Abstract

In 3D face recognition, most work utilizes the rigid parts of face surfaces for matching to exclude the distortion caused by expressions. However, across a broad range of expressions, the rigid parts may not always be uniform and cover large parts of faces. On the other hand, the non-rigid regions of face surfaces also contain useful information for recognition. In this paper, we include the non-rigid regions besides the rigid parts for 3D face recognition. A deformation model is proposed to deform the non-rigid regions to the shapes that are more similar between intra-personal samples but less similar between inter-personal samples. Together with the rigid regions, the deformed parts make samples more discriminable so that the effect of expressions is reduced. The first part of our model uses the target gradient fields from enrolled samples to depress the distortion of the non-rigid regions.
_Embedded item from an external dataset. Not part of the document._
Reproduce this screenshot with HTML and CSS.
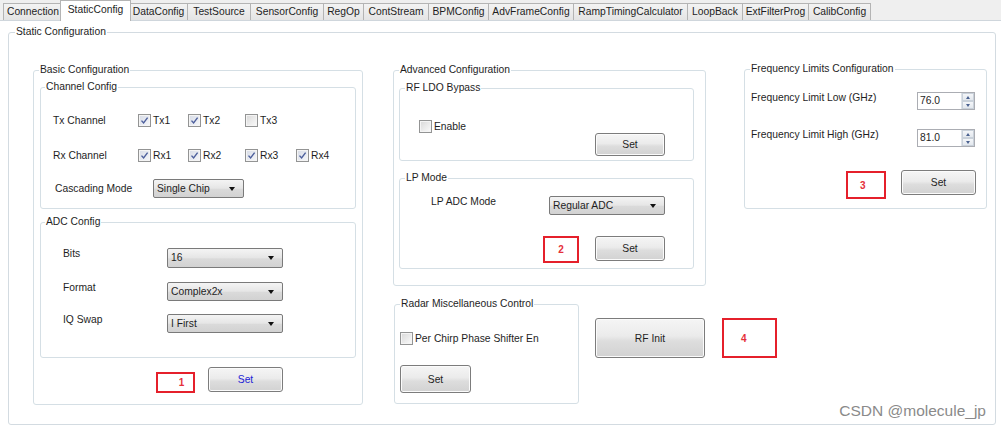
FILE: index.html
```html
<!DOCTYPE html>
<html>
	<head>
		<meta charset="utf-8" />
		<title>StaticConfig</title>
		<link rel="stylesheet" href="styles.css">
	</head>
	<body>
		<div class="tabs">
			<span class="tab w-conn">Connection</span>
			<span class="tab active w-static">StaticConfig</span>
			<span class="tab w-data">DataConfig</span>
			<span class="tab w-test">TestSource</span>
			<span class="tab w-sensor">SensorConfig</span>
			<span class="tab w-regop">RegOp</span>
			<span class="tab w-cont">ContStream</span>
			<span class="tab w-bpm">BPMConfig</span>
			<span class="tab w-adv">AdvFrameConfig</span>
			<span class="tab w-ramp">RampTimingCalculator</span>
			<span class="tab w-loop">LoopBack</span>
			<span class="tab w-ext">ExtFilterProg</span>
			<span class="tab w-calib">CalibConfig</span>
		</div>
		<div class="page">
			<fieldset class="grp static">
				<legend>Static Configuration</legend>
				<div class="cols">
					<!-- left column -->
					<fieldset class="grp basic">
						<legend>Basic Configuration</legend>
						<fieldset class="grp channel">
							<legend>Channel Config</legend>
							<div class="chgrid">
								<span>Tx Channel</span>
								<label class="chk"><i class="box on"><svg width="9" height="9" viewBox="0 0 9 9"><path d="M1.5 4.6 L3.6 7 L7.6 1.6" /></svg></i>Tx1</label>
								<label class="chk"><i class="box on"><svg width="9" height="9" viewBox="0 0 9 9"><path d="M1.5 4.6 L3.6 7 L7.6 1.6" /></svg></i>Tx2</label>
								<label class="chk"><i class="box"></i>Tx3</label>
								<span></span>
								<span>Rx Channel</span>
								<label class="chk"><i class="box on"><svg width="9" height="9" viewBox="0 0 9 9"><path d="M1.5 4.6 L3.6 7 L7.6 1.6" /></svg></i>Rx1</label>
								<label class="chk"><i class="box on"><svg width="9" height="9" viewBox="0 0 9 9"><path d="M1.5 4.6 L3.6 7 L7.6 1.6" /></svg></i>Rx2</label>
								<label class="chk"><i class="box on"><svg width="9" height="9" viewBox="0 0 9 9"><path d="M1.5 4.6 L3.6 7 L7.6 1.6" /></svg></i>Rx3</label>
								<label class="chk"><i class="box on"><svg width="9" height="9" viewBox="0 0 9 9"><path d="M1.5 4.6 L3.6 7 L7.6 1.6" /></svg></i>Rx4</label>
							</div>
							<div class="cascade">
								<span class="cas-lbl">Cascading Mode</span>
								<div class="combo cas-combo">Single Chip</div>
							</div>
						</fieldset>
						<fieldset class="grp adc">
							<legend>ADC Config</legend>
							<div class="adcrow first">
								<span class="adc-lbl">Bits</span>
								<div class="combo adc-combo">16</div>
							</div>
							<div class="adcrow r2">
								<span class="adc-lbl">Format</span>
								<div class="combo adc-combo">Complex2x</div>
							</div>
							<div class="adcrow r3">
								<span class="adc-lbl">IQ Swap</span>
								<div class="combo adc-combo">I First</div>
							</div>
						</fieldset>
						<div class="basic-set">
							<div class="mark m1">1</div>
							<div class="btn set-blue">Set</div>
						</div>
					</fieldset>

					<!-- middle column -->
					<div class="mid">
						<fieldset class="grp adv">
							<legend>Advanced Configuration</legend>
							<fieldset class="grp rfldo">
								<legend>RF LDO Bypass</legend>
								<div class="ldo-row">
									<label class="chk ldo-chk"><i class="box"></i>Enable</label>
									<div class="btn ldo-set">Set</div>
								</div>
							</fieldset>
							<fieldset class="grp lp">
								<legend>LP Mode</legend>
								<div class="lp-row">
									<span class="lp-lbl">LP ADC Mode</span>
									<div class="combo lp-combo">Regular ADC</div>
								</div>
								<div class="lp-row2">
									<div class="mark m2">2</div>
									<div class="btn lp-set">Set</div>
								</div>
							</fieldset>
						</fieldset>
						<div class="misc">
							<fieldset class="grp radar">
								<legend>Radar Miscellaneous Control</legend>
								<label class="chk radar-chk"><i class="box"></i>Per Chirp Phase Shifter En</label>
								<div class="btn radar-set">Set</div>
							</fieldset>
							<div class="btn rfinit">RF Init</div>
							<div class="mark m4">4</div>
						</div>
					</div>

					<!-- right column -->
					<fieldset class="grp freq">
						<legend>Frequency Limits Configuration</legend>
						<div class="frow f1">
							<span class="f-lbl">Frequency Limit Low (GHz)</span>
							<div class="spin"><span class="val">76.0</span><span class="arrows"><b class="up"></b><b class="down"></b></span></div>
						</div>
						<div class="frow f2">
							<span class="f-lbl">Frequency Limit High (GHz)</span>
							<div class="spin"><span class="val">81.0</span><span class="arrows"><b class="up"></b><b class="down"></b></span></div>
						</div>
						<div class="frow f3">
							<div class="mark m3">3</div>
							<div class="btn f-set">Set</div>
						</div>
					</fieldset>
				</div>
			</fieldset>
			<div class="watermark">CSDN @molecule_jp</div>
		</div>
	</body>
</html>
```

FILE: styles.css
```css
body {
	margin: 0;
	width: 1001px;
	height: 428px;
	overflow: hidden;
	background: #fff;
	font-family: "Liberation Sans", Arial, sans-serif;
	font-size: 10.3px;
	color: #1e1e1e;
}

/* tab strip */
.tabs {
	display: flex;
	align-items: flex-end;
	height: 20px;
	padding-left: 3px;
	background: #efefef;
}
.tab {
	box-sizing: border-box;
	height: 17px;
	line-height: 16px;
	text-align: center;
	border: 1px solid #b4b4b4;
	border-bottom: none;
	margin-right: -1px;
	background: linear-gradient(#f3f3f3, #e4e4e4);
	white-space: nowrap;
}
.tab.active {
	position: relative;
	z-index: 1;
	height: 21px;
	line-height: 17px;
	margin: 0 -2px -1px -2px;
	background: #fff;
}
.w-conn { width: 60px; }
.w-static { width: 71px; }
.w-data { width: 59px; }
.w-test { width: 64px; }
.w-sensor { width: 74px; }
.w-regop { width: 41px; }
.w-cont { width: 66px; }
.w-bpm { width: 61px; }
.w-adv { width: 86px; }
.w-ramp { width: 115px; }
.w-loop { width: 56px; }
.w-ext { width: 67px; }
.w-calib { width: 63px; }

.page {
	position: relative;
	height: 407px;
	border-top: 1px solid #cfd6dc;
}

/* group boxes */
.grp {
	box-sizing: border-box;
	margin: 0;
	padding: 0;
	min-width: 0;
	flex: none;
	border: 1px solid #d5dfe5;
	border-radius: 3px;
}
legend {
	padding: 0 1px;
	margin-left: 5px;
	line-height: 12px;
	white-space: nowrap;
}

.static {
	width: 988px;
	height: 399px;
	margin: 5px 0 0 8px;
	border-color: #d3dbe1;
}
.static > legend { margin-left: 6px; }

.cols {
	display: flex;
	align-items: flex-start;
	padding: 26px 0 0 24px;
}

/* basic */
.basic {
	width: 330px;
	height: 341px;
}
.channel, .adc {
	width: 316px;
	margin-left: 6px;
}
.channel > legend, .adc > legend { margin-left: 4px; }
.channel {
	height: 128px;
	margin-top: 5px;
}
.chgrid {
	display: grid;
	grid-template-columns: 85px 50px 57px 51px auto;
	grid-auto-rows: 20px;
	row-gap: 15px;
	align-items: center;
	padding: 17px 0 0 12px;
}
.chk {
	display: flex;
	align-items: center;
	gap: 2px;
	white-space: nowrap;
}
.box {
	box-sizing: border-box;
	flex: none;
	width: 13px;
	height: 13px;
	border: 1px solid #939494;
	background: linear-gradient(135deg, #d8d8d8, #fbfbfb);
	box-shadow: inset 0 0 0 1px #f4f4f4;
	display: flex;
	align-items: center;
	justify-content: center;
}
.box.on {
	background: linear-gradient(135deg, #d6dbe6, #f6f7fa);
}
.box svg path {
	fill: none;
	stroke: #4c5f9c;
	stroke-width: 1.4;
}
.cascade {
	display: flex;
	align-items: center;
	margin-top: 14px;
	padding-left: 14px;
}
.cas-lbl { width: 98px; }
.cas-combo { width: 91px; }

.adc {
	height: 142px;
	margin-top: 7px;
}
.adcrow {
	display: flex;
	align-items: flex-start;
	padding-left: 22px;
}
.adcrow.first { margin-top: 20px; }
.adcrow.r2 { margin-top: 14px; }
.adcrow.r3 { margin-top: 13px; }
.adc-lbl {
	width: 104px;
	line-height: 12px;
}
.adc-combo { width: 116px; }
.adcrow.first .adc-combo { height: 20px; }

.basic-set {
	display: flex;
	align-items: flex-start;
	margin-top: 9px;
	padding-left: 122px;
}
.m1 {
	width: 39px;
	height: 21px;
	margin-top: 5px;
	justify-content: flex-start;
	padding-left: 12px;
}
.set-blue {
	width: 75px;
	height: 25px;
	margin-left: 13px;
	color: #2323d6;
}

/* combo boxes */
.combo {
	position: relative;
	box-sizing: border-box;
	height: 19px;
	line-height: 17px;
	padding-left: 3px;
	border: 1px solid #7a7a7a;
	border-radius: 2px;
	background: linear-gradient(#f4f4f4, #e6e6e6 48%, #dadada 55%, #d2d2d2);
}
.combo::after {
	content: "";
	position: absolute;
	right: 8px;
	top: 7px;
	border-left: 3.5px solid transparent;
	border-right: 3.5px solid transparent;
	border-top: 4px solid #111;
}

/* buttons */
.btn {
	box-sizing: border-box;
	flex: none;
	display: flex;
	align-items: center;
	justify-content: center;
	border: 1px solid #7c7c7c;
	border-radius: 3px;
	background: linear-gradient(#f5f5f5, #ebebeb 45%, #dddddd 58%, #d2d2d2);
	box-shadow: inset 0 0 0 1px #fbfbfb;
}

.mark {
	box-sizing: border-box;
	flex: none;
	border: 2px solid #e5202b;
	color: #e5303a;
	font-size: 10px;
	font-weight: bold;
	display: flex;
	align-items: center;
	justify-content: center;
}

/* middle */
.mid {
	display: flex;
	flex-direction: column;
	flex: none;
	margin-left: 30px;
	width: 313px;
}
.adv {
	width: 313px;
	height: 222px;
}
.rfldo, .lp {
	width: 295px;
	margin-left: 5px;
}
.rfldo {
	height: 79px;
	margin-top: 6px;
}
.ldo-row {
	display: flex;
	align-items: flex-start;
}
.ldo-chk {
	margin: 26px 0 0 19px;
}
.ldo-set {
	width: 70px;
	height: 23px;
	margin: 39px 28px 0 auto;
}
.lp {
	height: 97px;
	margin-top: 11px;
}
.lp-row {
	display: flex;
	align-items: flex-start;
	margin-top: 12px;
}
.lp-lbl {
	width: 118px;
	margin-left: 31px;
	line-height: 12px;
}
.lp-combo { width: 116px; }
.lp-row2 {
	display: flex;
	align-items: flex-start;
	margin: 21px 0 0 143px;
}
.m2 {
	width: 36px;
	height: 27px;
}
.lp-set {
	width: 70px;
	height: 25px;
	margin-left: 16px;
}

.misc {
	display: flex;
	align-items: flex-start;
	margin-top: 12px;
}
.radar {
	width: 185px;
	height: 106px;
	margin-left: 1px;
}
.radar-chk {
	margin: 22px 0 0 5px;
}
.radar-set {
	width: 71px;
	height: 28px;
	margin: 20px 0 0 5px;
}
.rfinit {
	width: 110px;
	height: 40px;
	margin: 20px 0 0 16px;
}
.m4 {
	width: 55px;
	height: 40px;
	margin: 20px 0 0 17px;
	justify-content: flex-start;
	padding-left: 17px;
}

/* right */
.freq {
	width: 243px;
	height: 146px;
	margin: -1px 0 0 38px;
}
.frow {
	display: flex;
	align-items: flex-start;
}
.f1 { margin-top: 17px; }
.f2 { margin-top: 19px; }
.f-lbl {
	width: 166px;
	padding-left: 6px;
	line-height: 12px;
}
.spin {
	box-sizing: border-box;
	display: flex;
	width: 58px;
	height: 18px;
	border: 1px solid #abadb3;
	background: #fff;
}
.spin .val {
	flex: 1;
	line-height: 16px;
	padding-left: 2px;
}
.arrows {
	display: flex;
	flex-direction: column;
	width: 12px;
	border-left: 1px solid #dde2e8;
}
.arrows b {
	flex: 1;
	display: flex;
	align-items: center;
	justify-content: center;
	background: linear-gradient(#f4f6f9, #e3e8ee);
	border: 1px solid #c9d1da;
}
.arrows .up::before {
	content: "";
	border-left: 2.5px solid transparent;
	border-right: 2.5px solid transparent;
	border-bottom: 3px solid #4a6190;
}
.arrows .down::before {
	content: "";
	border-left: 2.5px solid transparent;
	border-right: 2.5px solid transparent;
	border-top: 3px solid #4a6190;
}
.f3 { margin-top: 23px; }
.m3 {
	width: 40px;
	height: 28px;
	margin: 1px 0 0 101px;
	justify-content: flex-start;
	padding-left: 12px;
}
.f-set {
	width: 75px;
	height: 25px;
	margin-left: 15px;
}

.watermark {
	position: absolute;
	right: 15px;
	bottom: 8px;
	font-size: 15.5px;
	color: #8a8a8a;
}
```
The gradient field works in the differential domain. According to the Poisson equation, a smooth deformed shape can be computed by a linear system. The second part of the model is the definition of a surface property that determines the deformation ability of different face regions. Unlike the target gradient fields that improve the similarity of intra-personal samples, the original topology and surface property can keep inter-personal samples sufficiently dissimilar. Our deformation model can be used to improve existing 3D face recognition methods. Experiments are carried out on FRGC and BU-3DFE databases. There are about 8–10% improvements obtained after applying this deformation model to the baseline ICP method. Compared with other deformation models, the experimental results show that our model has advantages on both recognition performance and computational efficiency.